I'm a professional always thinking outside the box and a self-confessed gadget addict. As a son of a professor of cartography I was surrounded by maps all my life and as a result spatial way of thinking and seeing reality is naturally embedded in who I am.


  1. “If you’re criminal and you use Google Maps you should consider switching back to your old feature phone.”

    1. “and you use Google Maps” – the Google location service is part of Android, not part of Google Maps.

    2. “switch back to your old feature phone” – which, like newer phones, still connects to local base stations and keeps a record of where you’ve been which police can, and do, request. Triangulation of that data gives good results – indeed, that’s how Google Location works.

    But, if you’re paid by the click, congratulations on more clickbait!

    • Hi James, actually from July 2015 Google Location History is available as subservice of Google Maps called the Timeline. In Android in order to turn the tracking off you have to indeed do it in general Android settings but on iOS you turn it on and off via Google Maps app.

      I work in this industry and I know for a fact that BTS-based triangulation can give you location accuracy (a few hundred meters to several kilometres) which is not even close what you can get with GPS+WiFi+Cell-ID (a few meters).

      Finally Google positioning algorithms are not based on triangulation but Cell-ID+WiFi proximity followed by GPS.

      • Aleks – you’re confusing “where you see the data” (Google Maps) with “how it’s collected” (which is the Location Services on your phone). At least on Android, if you never use Google Maps, your location data will still be collected: though you’ll have agreed to this when you first get your phone. Google’s collected this data for a long while – I used to view it in a service called Google Latitude, before they pulled it into the main Maps app. So “and you use Google Maps” is incorrect.

        Your “location history” is kept by mobile phone companies using BTS data. You’re right that it isn’t as accurate. But it’s still kept, and is requested by the police. So it isn’t correct to say that “consider switching back to your old feature phone” will hide your location data. It won’t.

        Your first sentence is not just technically wrong, it’s materially incorrect and misleading.
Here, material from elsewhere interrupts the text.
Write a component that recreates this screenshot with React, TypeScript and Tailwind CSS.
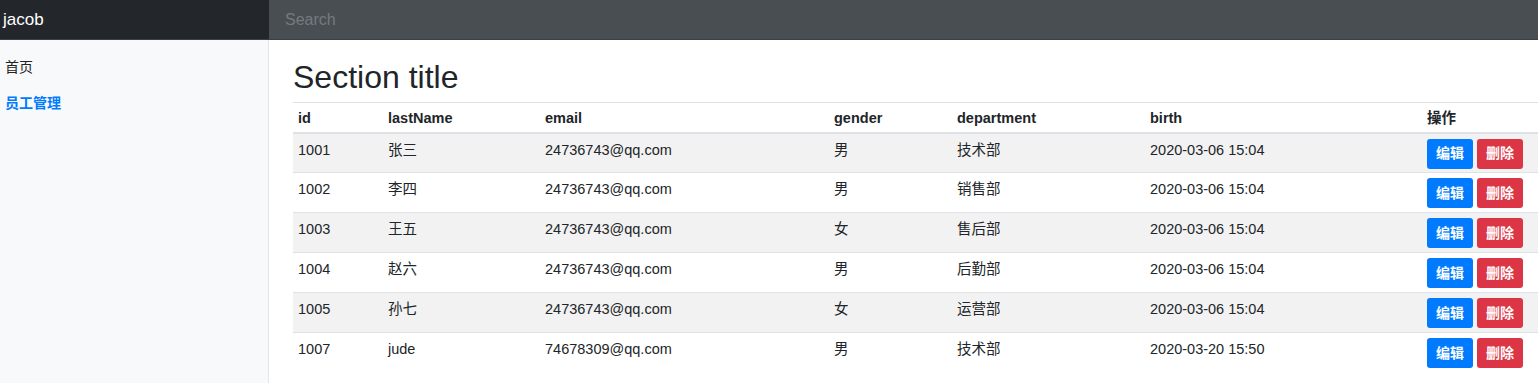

But if you’re paid by the click, you probably don’t care.

        • James, I agree with your point that a statement “if you’re criminal and you use Google Maps you should consider switching back to your old feature phone.” might be oversimplification. I’ve edited the sentence to make it more precise: “If you’re criminal and you have Android phone or you use Google Maps on iOS…”. Thanks for this valid comment.

          With regards to wireless carrier positioning data vs. Google owned location history you are a bit wrong. First of all from the court perspective the difference in positioning data accuracy between a few meters and a few hundred meters is significant. Secondly getting such a data from wireless carrier requires a warrant. As I wrote in the article the situation is much different with Google Location History where:
          “according to the judges volunteering your geographic position information means you’ve consciously given up a “reasonable expectation of privacy” to a 3rd party” and in a result a warrant is not needed. Last but not least Google has other contextual data about users that might allow law enforcement to identify a particular person even though he is not logged into his gmail account while committing a crime, which is not the case with a wireless carriers and e.g. prepaid phones.

          • I think it’s sad how these companies are breaking the law…How are amendments don’t mean anything anymore. I think it’s sad that you can’t use a phone or an app without giving up your right. That right there alone should be against the law because in all honesty it’s not giving you a choice or really making it volunteer…The reality is you need a phone these days in today’s world and in order to have a phone you have to give up your rights…That is not freedom..Im sorry.. America is going to shit and everybody is just watching it happend.